Madison W. Wade was an early American photographer through the late 19th to early 20th centuries. His pioneering photographic techniques of the 1890s led to the concept of the "Ping-Pong photo" which revolutionized the professional photographic studios of the early 1900s.

== Career ==
Wade came up with the original idea for producing ping-pong photographs, which he named the "little photos", while working for Chas. T. Pomeroy, a photographer from Kansas City, Mo. Wade began publicly selling his small portrait concept to the public on July 17, 1897. Over the next four years he produced over 500,000 of these photos. Wade then moved to Colorado, opening a photo studio in Denver. In 1901, Wade moved to Ohio and opened 5 galleries. The main gallery was located in Akron on 207 E. Market St. Of the remaining four, two were located in Columbus, one in Canton, and one in Massilon.

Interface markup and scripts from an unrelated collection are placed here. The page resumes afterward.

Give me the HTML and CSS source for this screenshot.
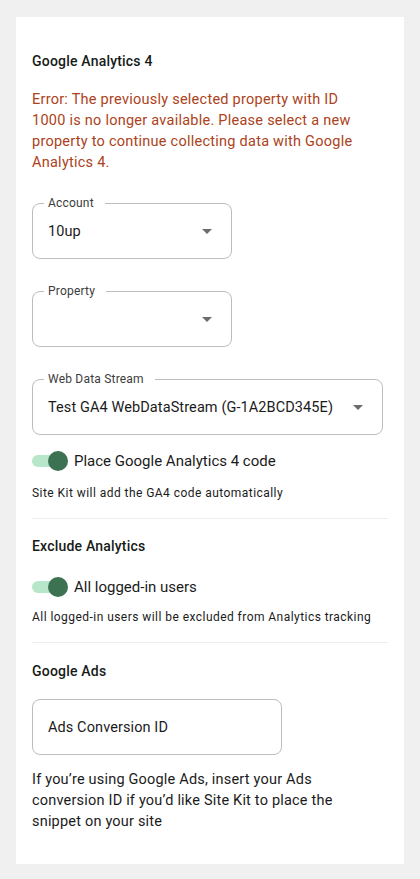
FILE: index.html
```html
<!DOCTYPE html>
<html lang="en">
<head>
<meta charset="utf-8">
<title>Analytics settings</title>
<link rel="stylesheet" href="styles.css">
</head>
<body>
<div class="panel">
  <h3 class="heading first">Google Analytics 4</h3>
  <p class="error">Error: The previously selected property with ID 1000 is no longer available. Please select a new property to continue collecting data with Google Analytics 4.</p>

  <div class="field narrow account">
    <span class="label">Account</span>
    <span class="value">10up</span>
    <span class="arrow"></span>
  </div>
  <div class="field narrow property">
    <span class="label">Property</span>
    <span class="value"></span>
    <span class="arrow"></span>
  </div>
  <div class="field wide stream">
    <span class="label">Web Data Stream</span>
    <span class="value">Test GA4 WebDataStream (G-1A2BCD345E)</span>
    <span class="arrow"></span>
  </div>

  <div class="toggle-row t1">
    <span class="switch"><span class="track"></span><span class="thumb"></span></span>
    <span class="toggle-label">Place Google Analytics 4 code</span>
  </div>
  <p class="help h1">Site Kit will add the GA4 code automatically</p>

  <hr class="divider d1">

  <h3 class="heading h-ex">Exclude Analytics</h3>
  <div class="toggle-row t2">
    <span class="switch"><span class="track"></span><span class="thumb"></span></span>
    <span class="toggle-label">All logged-in users</span>
  </div>
  <p class="help h2">All logged-in users will be excluded from Analytics tracking</p>

  <hr class="divider d2">

  <h3 class="heading h-ads">Google Ads</h3>
  <div class="field input">
    <span class="placeholder">Ads Conversion ID</span>
  </div>
  <p class="ads-help">If you’re using Google Ads, insert your Ads conversion ID if you’d like Site Kit to place the snippet on your site</p>
</div>
</body>
</html>
```

FILE: styles.css
```css
* { box-sizing: border-box; }
html, body { margin: 0; padding: 0; }
body {
  background: #f0f0f1;
  font-family: "Roboto", "Liberation Sans", sans-serif;
  color: #1e1e1e;
  padding: 17px 16px 17px;
}
.panel {
  background: #ffffff;
  padding: 34px 16px 32px;
  display: flex;
  flex-direction: column;
  align-items: flex-start;
}
.heading {
  margin: 0;
  font-size: 14px;
  line-height: 20px;
  font-weight: 500;
  color: #161b18;
  letter-spacing: 0.2px;
}
.error {
  margin: 18px 0 0;
  font-size: 14.5px;
  line-height: 21px;
  color: #ac4220;
  letter-spacing: 0.25px;
  max-width: 340px;
}
.field {
  position: relative;
  height: 56px;
  border: 1px solid #bdbdbd;
  border-radius: 8px;
  display: flex;
  align-items: center;
  padding: 0 15px;
  font-size: 14.5px;
  color: #1b1b1b;
}
.narrow { width: 200px; }
.wide { width: 351px; }
.account { margin-top: 30px; }
.property { margin-top: 32px; }
.stream { margin-top: 32px; }
.label {
  position: absolute;
  top: -9px;
  left: 11px;
  padding: 0 11px 0 4px;
  background: #ffffff;
  font-size: 12px;
  line-height: 16px;
  color: #3c3c3c;
  letter-spacing: 0.2px;
}
.value { flex: 1; letter-spacing: 0.1px; }
.arrow {
  width: 0; height: 0;
  border-left: 5px solid transparent;
  border-right: 5px solid transparent;
  border-top: 5px solid #6c6c6c;
  margin-right: 4px;
}
.toggle-row {
  display: flex;
  align-items: center;
  gap: 6px;
  height: 20px;
}
.t1 { margin-top: 16px; }
.t2 { margin-top: 21px; }
.switch {
  position: relative;
  width: 36px;
  height: 20px;
  display: inline-block;
}
.track {
  position: absolute;
  left: 0; top: 4px;
  width: 30px; height: 12px;
  border-radius: 6px;
  background: #b8e6ca;
}
.thumb {
  position: absolute;
  left: 16px; top: 0;
  width: 20px; height: 20px;
  border-radius: 50%;
  background: #3c7251;
}
.toggle-label {
  font-size: 15px;
  color: #1b1b1b;
  letter-spacing: 0;
}
.help {
  margin: 0;
  font-size: 12px;
  line-height: 16px;
  color: #1b1b1b;
  letter-spacing: 0.45px;
}
.h1 { margin-top: 14px; }
.h2 { margin-top: 12px; }
.d1 { margin: 17px 0 0; }
.d2 { margin: 17px 0 0; }
.divider {
  align-self: stretch;
  border: 0;
  height: 1px;
  background: #ebeef0;
}
.h-ex { margin-top: 17px; }
.h-ads { margin-top: 18px; }
.input { width: 250px; margin-top: 18px; }
.placeholder { letter-spacing: 0.1px; color: #1b1b1b; }
.ads-help {
  margin: 14px 0 0;
  font-size: 14.5px;
  line-height: 21px;
  color: #1b1b1b;
  letter-spacing: 0.2px;
  max-width: 320px;
}
```
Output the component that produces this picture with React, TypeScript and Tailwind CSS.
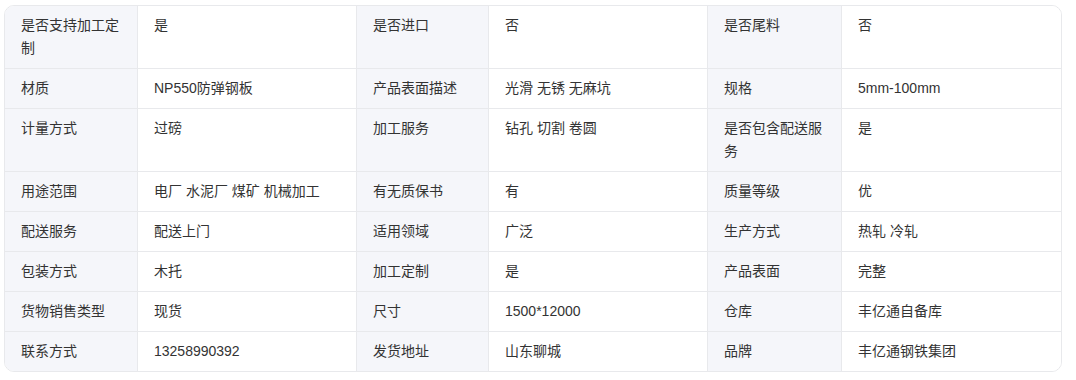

In 1904, Wade moved to Youngstown, Ohio and for the next 35 years operated "Wade's Studio" on W. Federal Street. His exact address on this street varied over time. The Ohio Business Directory includes records of the following locations of Wade's studio from 1908-1927: 17, 101, 103, and 105 W. Federal Street.

He was attributed in the August 10th, 1905 Youngstown Vindicator as holding the world's record for taking the most portrait photographs from 1897 to 1905. This was largely attributed to the popularity of his "little photos" concept. In addition, the article also stated "The first 6 months of this year [1905] in the neighborhooding city of New Castle he made sittings for fifteen thousand dozens photographs, the most phenomenal photographic run ever made in that city." [See "Noted Photographer Here" image this page].

Wade retired from photography in 1939 and died on April 17, 1943, at St. Francis Hospital in Columbus, Ohio.